Don: Do you think that sociopolitical factors could impact Vietnam investments?
Keirn: The political environment in Vietnam is tightly controlled, as is the economy. One factor that has a large impact on investment in Vietnam is the tight currency controls. Much of government policy revolves around keeping the Vietnamese dong stable in relation to the US dollar. As a result, capital flows are tightly controlled, as are the banks. Due to the current account deficit, the trade imbalance and the government’s need to keep a large reserve of dollars to keep the currency stable, it is often difficult for local businesses to purchase dollars to fund imports, which are necessary for many raw materials, machinery and technology. This can also mean problems with simple things, like a foreign investor having trouble repatriating an investment because it is not possible or prohibitively expensive to convert an investment in dong to US dollars to send home.
Don: The Asian Crisis is still fresh in many foreign investors’ minds. How do you see the currency situation?
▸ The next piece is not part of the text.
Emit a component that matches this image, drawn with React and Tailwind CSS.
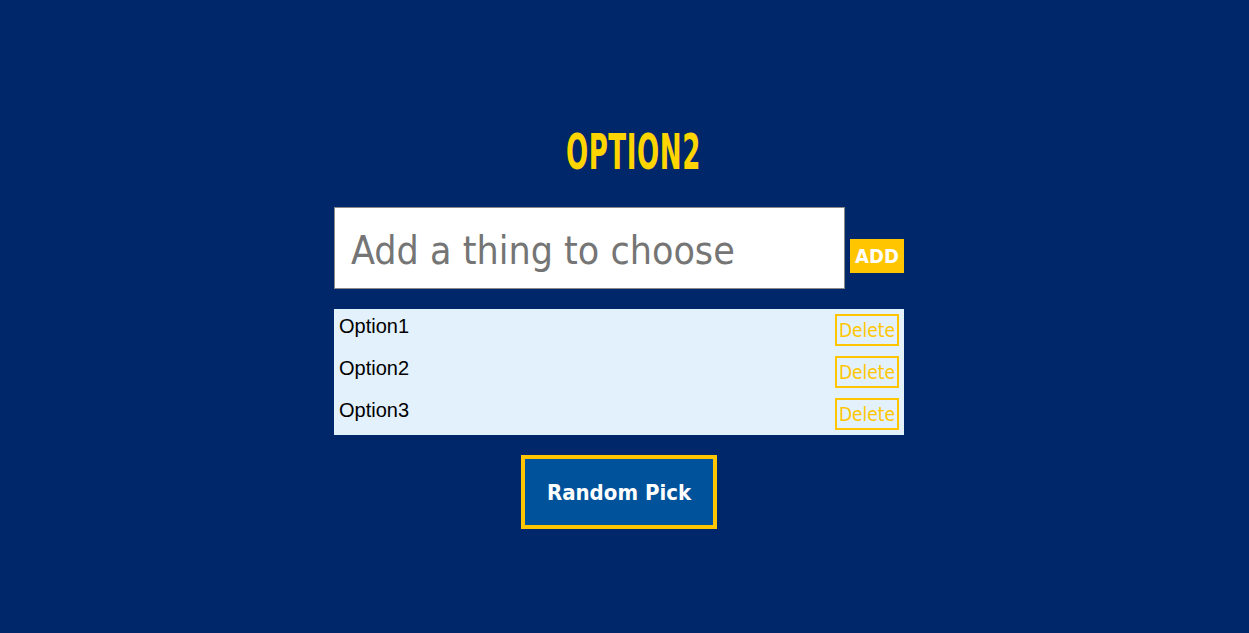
import { useState } from "react";

const tahoma = { fontFamily: '"DejaVu Sans Condensed", "DejaVu Sans", sans-serif' };

export default function App() {
  const [items, setItems] = useState(["Option1", "Option2", "Option3"]);
  const [text, setText] = useState("");
  const [picked] = useState("Option2");

  const add = () => {
    if (!text.trim()) return;
    setItems((v) => [...v, text.trim()]);
    setText("");
  };

  return (
    <div className="min-h-[633px] bg-[#00276a] flex flex-col items-center pt-[124px]">
      <div className="w-[570px] mr-[11px] flex flex-col">
        <h1 className="text-center pl-[28px] h-[56px] leading-[56px]">
          <span
            className="inline-block scale-x-[0.58] text-[#ffd500] font-bold text-[50px] tracking-[1px]"
            style={{ fontFamily: '"DejaVu Sans Condensed", sans-serif' }}
          >
            {picked.toUpperCase()}
          </span>
        </h1>

        <div className="flex items-center gap-[5px] mt-[27px]">
          <input
            value={text}
            onChange={(e) => setText(e.target.value)}
            placeholder="Add a thing to choose"
            className="w-[511px] h-[82px] bg-white border border-[#8a8a8a] px-[16px] pt-[4px] text-[39px] text-gray-700 placeholder:text-[#757575] outline-none"
            style={tahoma}
          />
          <button
            onClick={add}
            className="w-[54px] h-[34px] mt-[16px] bg-[#ffc600] text-white font-bold text-[20px]"
            style={tahoma}
          >
            ADD
          </button>
        </div>

        <ul className="mt-[20px] bg-[#e3f1fc]">
          {items.map((it, i) => (
            <li key={i} className="flex items-start justify-between h-[42px] px-[5px] pt-[3px]">
              <span className="mt-[2px] text-[20px] leading-[24px] text-black" style={{ fontFamily: '"Liberation Sans", Arial, sans-serif' }}>
                {it}
              </span>
              <button
                onClick={() => setItems((v) => v.filter((_, j) => j !== i))}
                className="mt-[2px] w-[64px] h-[32px] border-2 border-[#ffc600] text-[#ffc600] text-[19px] leading-none pt-[1px]"
                style={tahoma}
              >
                Delete
              </button>
            </li>
          ))}
        </ul>

        <div className="flex justify-center mt-[20px]">
          <button
            className="w-[196px] h-[74px] border-4 border-[#ffc600] bg-[#00529b] text-white font-bold text-[22px]"
            style={tahoma}
          >
            Random Pick
          </button>
        </div>
      </div>
    </div>
  );
}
Keirn: There is the remote, although scary, possibility that the government will not be able to prop up the currency for the long term. A severe currency devaluation would have far-reaching negative implications for business activity here. Most local people expect there to be at least some devaluation. Sometimes even the potential threat of devaluation can spook the market. For example, last year, Morgan Stanley released a research report predicting that the dong would devalue significantly. This caused an uproar in the market and actually resulted in severe short-term devaluation pressure.
Don: Any final thoughts?
Keirn: Although the Vietnamese economy’s growth is very attractive, anyone who is investing in the market should realize that economic development is still in its early stages. This is a positive, because many changes will naturally come that will make the economy more efficient in coming years. However, there is a lack of transparency in many aspects of the economy. Company financial reports are often unreliable, corporate governance is often weak and the legal framework is often unclear. This introduces an elevated level of risk into any investment.